BRUNSWICK — It doesn’t matter where she is, how many people are watching or what she was doing before; when Caroline Santaguida steps out onto the ice, everything but the music fades away and, in that moment, there is only skating.

“It’s all I’ve really ever known,” the Brunswick native said. “It’s been my passion since I started.”

Santaguida, 14, started skating when she was 2 years old, was in her first competition at age 3, and “has never gotten off the ice,” her mother, Natalie Santaguida, said.

The Brunswick native is ranked among the top “intermediate-level” figure skaters in the country and has her sights set on Team USA and the Olympics.

In US figure skating, competitive skaters move from beginner to pre-preliminary to preliminary, pre-juvenile, juvenile, then to intermediate, to novice, junior and senior. On Friday, two young skaters from Maine, Briella Doherty, 10 and Hans-Erik Jerosch, 13, placed 12th at the U.S. Figure Skating Championships in Detroit with a score of 26.41 points, slightly lower than their qualifying score. The two competed against just three other pairs at sectionals due to injuries. Only the top four of each of the country’s three sectional competitions advance to nationals. Santaguida placed 12th at sectionals this year with a score of 30.35 in the short program and 11th in the free skate with a score of 56.30. First place winner Linsday Thorngren, 14, of  New Jersey, scored 49.34 points and 87.20 points, respectively.

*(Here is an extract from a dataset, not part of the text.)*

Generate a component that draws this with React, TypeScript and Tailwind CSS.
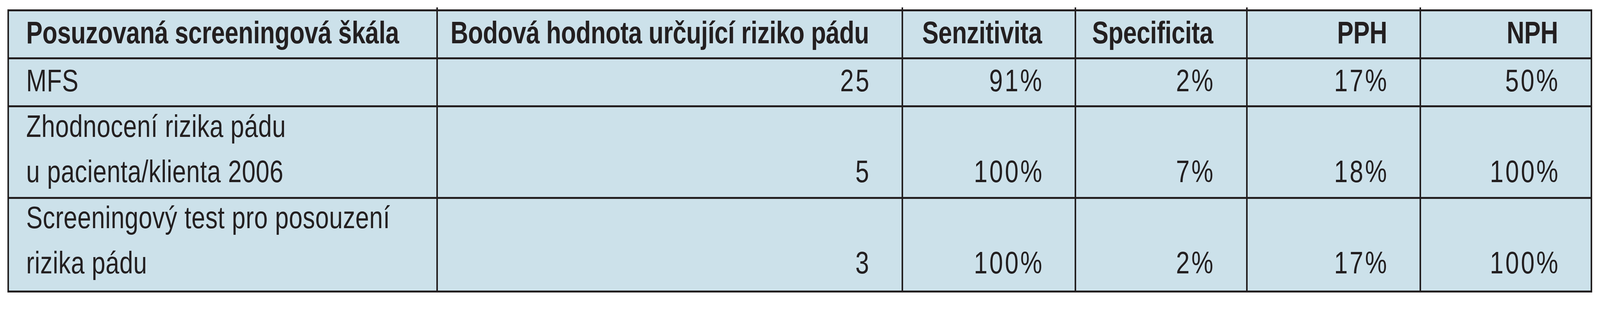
import type { ReactNode } from "react";

type Row = {
  name: string[];
  values: string[];
};

const rows: Row[] = [
  { name: ["MFS"], values: ["25", "91%", "2%", "17%", "50%"] },
  {
    name: ["Zhodnocení rizika pádu", "u pacienta/klienta 2006"],
    values: ["5", "100%", "7%", "18%", "100%"],
  },
  {
    name: ["Screeningový test pro posouzení", "rizika pádu"],
    values: ["3", "100%", "2%", "17%", "100%"],
  },
];

const headers = ["Bodová hodnota určující riziko pádu", "Senzitivita", "Specificita", "PPH", "NPH"];

const cols =
  "grid-cols-[minmax(0,27.16fr)_minmax(0,29.46fr)_minmax(0,10.89fr)_minmax(0,10.79fr)_minmax(0,10.93fr)_minmax(0,10.77fr)]";

// the table was set for a 5217px wide page; squeeze the type by the same
// ratio when the window is narrower so the lines keep their proportions
const squeeze = typeof window !== "undefined" ? Math.min(1, window.innerWidth / 5217) : 1;

function Fit({ children, right, className = "" }: { children: ReactNode; right?: boolean; className?: string }) {
  return (
    <div
      className={`whitespace-nowrap ${right ? "origin-right" : "origin-left"} ${className}`}
      style={{ transform: `scaleX(${squeeze})` }}
    >
      {children}
    </div>
  );
}

export default function App() {
  return (
    <div className="min-h-[800px] w-full bg-white pl-[0.46vw] pr-[0.48vw] pt-[19px] font-['Liberation_Sans',Arial,sans-serif] text-[80px] text-[#231f20]">
      {/* ticks of the column rules poking out above the table */}
      <div className="px-[0.096vw]">
        <div className={`grid h-[5px] ${cols} gap-x-[0.096vw] bg-[#231f20]`}>
          <div className="bg-white" />
          <div className="bg-white" />
          <div className="bg-white" />
          <div className="bg-white" />
          <div className="bg-white" />
          <div className="bg-white" />
        </div>
      </div>

      <div
        className={`grid ${cols} grid-rows-[118px_118px_230px_235px] gap-x-[0.096vw] gap-y-[5px] bg-[#231f20] px-[0.096vw] py-[5px]`}
      >
        <div className="bg-[#cce1ea] pl-[1.07vw] font-bold">
          <Fit className="leading-[110px] tracking-[-0.4px]">Posuzovaná screeningová škála</Fit>
        </div>
        {headers.map((h) => (
          <div key={h} className="flex justify-end bg-[#cce1ea] pr-[2.05vw] font-bold">
            <Fit right className="leading-[110px] tracking-[-0.5px]">
              {h}
            </Fit>
          </div>
        ))}

        {rows.map((row, i) => {
          const twoLine = row.name.length > 1;
          const shift = i === 1 ? "-mt-[9px]" : "-mt-[10px]";
          return [
            <div key={`n${i}`} className="bg-[#cce1ea] pl-[1.07vw]">
              {twoLine ? (
                <Fit className={`${shift} leading-[116px] tracking-[0.7px]`}>
                  {row.name[0]}
                  <br />
                  {row.name[1]}
                </Fit>
              ) : (
                <Fit className="leading-[110px] tracking-[0.7px]">{row.name[0]}</Fit>
              )}
            </div>,
            ...row.values.map((v, j) => (
              <div key={`v${i}-${j}`} className="flex items-start justify-end bg-[#cce1ea] pr-[2.05vw]">
                {twoLine ? (
                  <Fit right className={`${shift} -mr-[5px] text-right leading-[116px] tracking-[6px]`}>
                    <br />
                    {v}
                  </Fit>
                ) : (
                  <Fit right className="-mr-[5px] leading-[110px] tracking-[6px]">
                    {v}
                  </Fit>
                )}
              </div>
            )),
          ];
        })}
      </div>
    </div>
  );
}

It has not been and will not be an easy road to get to nationals. Santaguida and her mother rent an apartment in Boston so she can train with the likes of coaches and champion skaters Evgenia Shishkova and Vadim Naumov and Olympic champion Ekaterina Gordeeva. She is on the ice three or four hours each day, training off-ice doing stretching, cardio, strength training, ballet and more for another hour and 45 minutes. She is a student at Maine Connections Academy, an online public school for Grades 7-12 because her training schedule makes it difficult to have a traditional school day. She spends her summers doing intensive training in Switzerland, representing the United States.

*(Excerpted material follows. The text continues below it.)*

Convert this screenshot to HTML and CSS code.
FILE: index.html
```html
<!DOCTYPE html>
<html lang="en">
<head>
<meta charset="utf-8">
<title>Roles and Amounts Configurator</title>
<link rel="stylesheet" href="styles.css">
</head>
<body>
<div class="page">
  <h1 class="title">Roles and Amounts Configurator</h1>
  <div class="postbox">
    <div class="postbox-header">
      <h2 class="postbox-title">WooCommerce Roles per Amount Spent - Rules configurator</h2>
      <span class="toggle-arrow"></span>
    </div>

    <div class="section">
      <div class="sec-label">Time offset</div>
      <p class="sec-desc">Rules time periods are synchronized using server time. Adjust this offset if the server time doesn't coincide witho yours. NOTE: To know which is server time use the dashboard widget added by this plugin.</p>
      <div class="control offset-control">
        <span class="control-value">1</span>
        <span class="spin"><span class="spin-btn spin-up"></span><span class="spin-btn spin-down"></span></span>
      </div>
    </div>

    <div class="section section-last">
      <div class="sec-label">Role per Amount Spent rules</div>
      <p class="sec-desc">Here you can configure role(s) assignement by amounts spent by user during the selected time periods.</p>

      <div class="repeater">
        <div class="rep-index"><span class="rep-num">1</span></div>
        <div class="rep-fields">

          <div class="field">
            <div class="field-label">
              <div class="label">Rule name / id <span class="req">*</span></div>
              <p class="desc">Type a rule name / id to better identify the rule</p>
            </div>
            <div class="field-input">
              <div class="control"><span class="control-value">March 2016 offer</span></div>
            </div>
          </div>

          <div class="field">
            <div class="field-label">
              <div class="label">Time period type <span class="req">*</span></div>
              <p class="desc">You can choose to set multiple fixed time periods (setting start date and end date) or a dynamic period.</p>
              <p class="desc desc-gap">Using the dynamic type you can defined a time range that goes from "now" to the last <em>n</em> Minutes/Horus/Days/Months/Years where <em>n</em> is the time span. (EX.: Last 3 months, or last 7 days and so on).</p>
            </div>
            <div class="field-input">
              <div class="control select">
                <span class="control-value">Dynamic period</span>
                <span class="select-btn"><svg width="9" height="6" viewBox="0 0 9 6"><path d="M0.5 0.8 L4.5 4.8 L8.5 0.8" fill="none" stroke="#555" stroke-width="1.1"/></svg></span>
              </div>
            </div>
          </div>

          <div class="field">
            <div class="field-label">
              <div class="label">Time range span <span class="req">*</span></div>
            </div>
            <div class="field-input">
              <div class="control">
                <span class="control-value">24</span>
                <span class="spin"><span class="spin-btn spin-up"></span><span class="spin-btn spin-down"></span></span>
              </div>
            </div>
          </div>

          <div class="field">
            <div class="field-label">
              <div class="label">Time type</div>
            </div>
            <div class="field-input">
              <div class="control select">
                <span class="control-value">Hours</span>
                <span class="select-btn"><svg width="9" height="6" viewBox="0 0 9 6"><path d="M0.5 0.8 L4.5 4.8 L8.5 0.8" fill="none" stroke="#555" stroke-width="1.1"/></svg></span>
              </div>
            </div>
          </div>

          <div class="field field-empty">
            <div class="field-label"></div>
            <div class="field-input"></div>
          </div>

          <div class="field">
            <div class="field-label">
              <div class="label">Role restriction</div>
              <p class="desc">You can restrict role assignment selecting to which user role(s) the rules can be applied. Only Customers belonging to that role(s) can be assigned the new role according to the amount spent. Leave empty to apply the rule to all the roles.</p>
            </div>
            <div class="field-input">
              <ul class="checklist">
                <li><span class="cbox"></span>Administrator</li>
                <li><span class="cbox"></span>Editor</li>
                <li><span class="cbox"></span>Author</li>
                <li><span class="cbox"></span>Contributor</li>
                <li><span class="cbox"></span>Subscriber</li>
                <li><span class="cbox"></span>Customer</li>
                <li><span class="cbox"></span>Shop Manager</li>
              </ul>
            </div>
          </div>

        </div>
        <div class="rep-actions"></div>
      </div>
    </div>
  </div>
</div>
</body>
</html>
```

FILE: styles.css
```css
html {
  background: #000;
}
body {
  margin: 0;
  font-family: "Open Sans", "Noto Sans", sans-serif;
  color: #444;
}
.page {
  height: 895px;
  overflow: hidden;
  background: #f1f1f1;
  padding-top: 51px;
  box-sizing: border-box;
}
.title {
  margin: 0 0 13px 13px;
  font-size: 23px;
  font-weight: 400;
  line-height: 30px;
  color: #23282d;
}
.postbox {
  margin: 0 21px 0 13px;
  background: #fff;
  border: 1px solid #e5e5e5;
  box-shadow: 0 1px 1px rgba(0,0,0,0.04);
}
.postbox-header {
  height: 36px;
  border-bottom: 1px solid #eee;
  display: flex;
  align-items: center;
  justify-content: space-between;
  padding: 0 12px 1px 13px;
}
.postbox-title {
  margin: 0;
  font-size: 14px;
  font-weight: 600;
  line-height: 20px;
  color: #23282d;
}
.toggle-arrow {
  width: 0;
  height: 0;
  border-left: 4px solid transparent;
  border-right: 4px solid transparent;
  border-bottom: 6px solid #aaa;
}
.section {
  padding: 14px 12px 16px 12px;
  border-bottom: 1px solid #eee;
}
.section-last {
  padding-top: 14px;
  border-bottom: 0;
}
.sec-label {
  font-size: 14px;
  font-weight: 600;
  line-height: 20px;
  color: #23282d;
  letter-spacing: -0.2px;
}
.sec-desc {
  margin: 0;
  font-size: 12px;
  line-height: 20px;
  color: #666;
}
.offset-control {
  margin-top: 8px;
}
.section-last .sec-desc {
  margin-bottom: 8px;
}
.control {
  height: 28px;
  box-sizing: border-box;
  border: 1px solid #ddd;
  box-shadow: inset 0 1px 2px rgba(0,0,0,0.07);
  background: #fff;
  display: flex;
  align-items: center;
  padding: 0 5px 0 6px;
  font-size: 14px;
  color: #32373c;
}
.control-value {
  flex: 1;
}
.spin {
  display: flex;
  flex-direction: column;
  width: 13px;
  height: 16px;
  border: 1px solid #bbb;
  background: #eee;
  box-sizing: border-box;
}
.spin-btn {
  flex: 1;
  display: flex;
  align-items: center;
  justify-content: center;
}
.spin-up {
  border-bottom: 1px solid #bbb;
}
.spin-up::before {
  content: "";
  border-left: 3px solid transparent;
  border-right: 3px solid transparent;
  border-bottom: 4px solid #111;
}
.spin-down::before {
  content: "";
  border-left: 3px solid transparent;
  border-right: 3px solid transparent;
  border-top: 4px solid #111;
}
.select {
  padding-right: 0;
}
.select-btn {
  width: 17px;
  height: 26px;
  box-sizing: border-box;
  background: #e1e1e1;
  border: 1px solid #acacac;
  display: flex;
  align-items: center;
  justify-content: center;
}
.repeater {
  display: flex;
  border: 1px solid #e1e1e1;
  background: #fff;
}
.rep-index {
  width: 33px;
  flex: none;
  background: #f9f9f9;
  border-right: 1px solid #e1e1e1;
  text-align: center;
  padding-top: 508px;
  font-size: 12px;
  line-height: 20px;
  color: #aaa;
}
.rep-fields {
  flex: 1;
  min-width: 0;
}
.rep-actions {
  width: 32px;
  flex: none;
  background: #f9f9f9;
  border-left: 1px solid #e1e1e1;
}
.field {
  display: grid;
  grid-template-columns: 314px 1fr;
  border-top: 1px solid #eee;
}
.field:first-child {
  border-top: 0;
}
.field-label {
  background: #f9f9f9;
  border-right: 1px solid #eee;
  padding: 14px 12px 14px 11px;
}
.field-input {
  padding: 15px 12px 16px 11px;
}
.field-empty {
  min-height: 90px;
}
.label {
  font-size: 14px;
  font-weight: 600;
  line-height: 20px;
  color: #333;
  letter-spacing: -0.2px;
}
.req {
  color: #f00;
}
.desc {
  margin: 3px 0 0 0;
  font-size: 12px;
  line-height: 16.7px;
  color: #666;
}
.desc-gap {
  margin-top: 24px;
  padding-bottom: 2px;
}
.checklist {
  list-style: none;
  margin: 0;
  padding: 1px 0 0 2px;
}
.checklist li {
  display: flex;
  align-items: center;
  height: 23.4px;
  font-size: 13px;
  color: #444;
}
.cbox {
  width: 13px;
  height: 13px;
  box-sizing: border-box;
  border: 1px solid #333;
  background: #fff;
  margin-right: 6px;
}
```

Caroline Santaguida performs a “program,” or routine, at a recent competition. Santaguida, a Brunswick native, is ranked as one of the top 12 figure skaters at her level in the country. (Courtesy of Natalie Santaguida)

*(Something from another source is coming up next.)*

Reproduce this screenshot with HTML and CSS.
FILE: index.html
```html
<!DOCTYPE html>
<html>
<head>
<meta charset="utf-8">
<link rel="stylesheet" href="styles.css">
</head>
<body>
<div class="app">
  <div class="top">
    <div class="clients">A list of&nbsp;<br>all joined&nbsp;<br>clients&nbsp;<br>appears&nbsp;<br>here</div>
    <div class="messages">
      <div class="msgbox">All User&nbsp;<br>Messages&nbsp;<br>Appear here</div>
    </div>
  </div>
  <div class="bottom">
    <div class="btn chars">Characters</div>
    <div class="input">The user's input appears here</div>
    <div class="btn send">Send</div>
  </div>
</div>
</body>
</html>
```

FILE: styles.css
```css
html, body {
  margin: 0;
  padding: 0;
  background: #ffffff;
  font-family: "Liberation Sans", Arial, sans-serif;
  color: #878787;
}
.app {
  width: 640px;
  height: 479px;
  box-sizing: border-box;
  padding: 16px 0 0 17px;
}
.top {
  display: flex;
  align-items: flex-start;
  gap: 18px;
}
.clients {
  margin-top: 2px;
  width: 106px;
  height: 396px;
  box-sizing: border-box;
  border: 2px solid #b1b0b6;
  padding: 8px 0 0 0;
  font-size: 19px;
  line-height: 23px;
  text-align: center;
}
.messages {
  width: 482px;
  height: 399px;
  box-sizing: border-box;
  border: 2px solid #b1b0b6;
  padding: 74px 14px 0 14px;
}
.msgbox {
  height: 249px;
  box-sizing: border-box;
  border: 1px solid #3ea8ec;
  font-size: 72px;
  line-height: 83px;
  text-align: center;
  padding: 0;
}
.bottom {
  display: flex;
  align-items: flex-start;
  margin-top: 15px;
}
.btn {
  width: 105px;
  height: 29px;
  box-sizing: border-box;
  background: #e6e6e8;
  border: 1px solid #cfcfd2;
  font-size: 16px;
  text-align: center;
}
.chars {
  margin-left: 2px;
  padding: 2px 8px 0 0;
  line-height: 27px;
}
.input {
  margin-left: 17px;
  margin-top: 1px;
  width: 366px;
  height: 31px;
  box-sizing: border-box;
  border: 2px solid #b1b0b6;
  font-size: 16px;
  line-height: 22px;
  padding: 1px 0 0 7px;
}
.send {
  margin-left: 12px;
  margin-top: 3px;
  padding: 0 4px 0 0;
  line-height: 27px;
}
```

Santaguida and her mother try to make it home to Brunswick to see her dad every weekend, but when competitions, traveling or shows come up, it doesn’t always happen. Her brothers are in college now, and her dad calls nightly and comes to see her skate whenever he can. 

“I don’t like not being on the ice,” Caroline Santaguida said. “When I look at my idols … it motivates me. I want to become a part of that,” she said.

Rigorous training every day, working in a competitive atmosphere, always stepping up her game a little more can be taxing. Santaguida, like many of her fellow skaters, sees a sports psychologist. She deals with anxiety, panic attacks and a tremendous amount of pressure. It can be hard to make friends who skate at the same level because the rivalries run so deep.

“My friends and I joke that we don’t have a childhood because this is all we know,” she said. Despite this, Santaguida still loves the sport and is rarely without a smile when she’s on the ice.

“Even if I was on the verge of dying I would still do it,” she said, adding “You get this rush when you step on the ice,” and a spike of adrenaline. She prefers a challenge (even thinks it’s fun) and is currently trying to master her triples.

“Some of these junior and senior skaters aren’t doing double axels and triples,” Natalie Santaguida said. “The bar has really been set by this group of 12 and 13-year-olds.”

Some of that comes down to finding the right match between skater and coach, something Natalie Santaguida said her family has been really lucky with.

Currently Russian-trained, Santaguida started her training with Ann Hanson and Lynda Hathaway in Portland, whose styles complement what Santaguida now does with Shishkova and Naumov.

“Caroline is a spectacular student, human being,” Hathaway said. The two have known each other since Santaguida was only 3 years old and now acts as a sort of adviser and mentor for some of the tougher skating related decisions.

“I have used her as a role model many times,” she said. “I can find no fault with her.”  “Whenever she (leaves competition) she would make a great coach,” she added.

For now, though, Santaguida is training for The Skating Club of Boston’s annual show “Ice Chips: Show of Champions” in April, where she will get to solo to music from her favorite movie, “Nightmare Before Christmas.”

The figure skating season starts in April and goes through mid-October for regionals and into November for sectionals. This year, she hopes to place at sectionals and move on to nationals.

“It’s amazing, it’s such a graceful sport,” Caroline Santaguida said. “It takes focus more than anything.”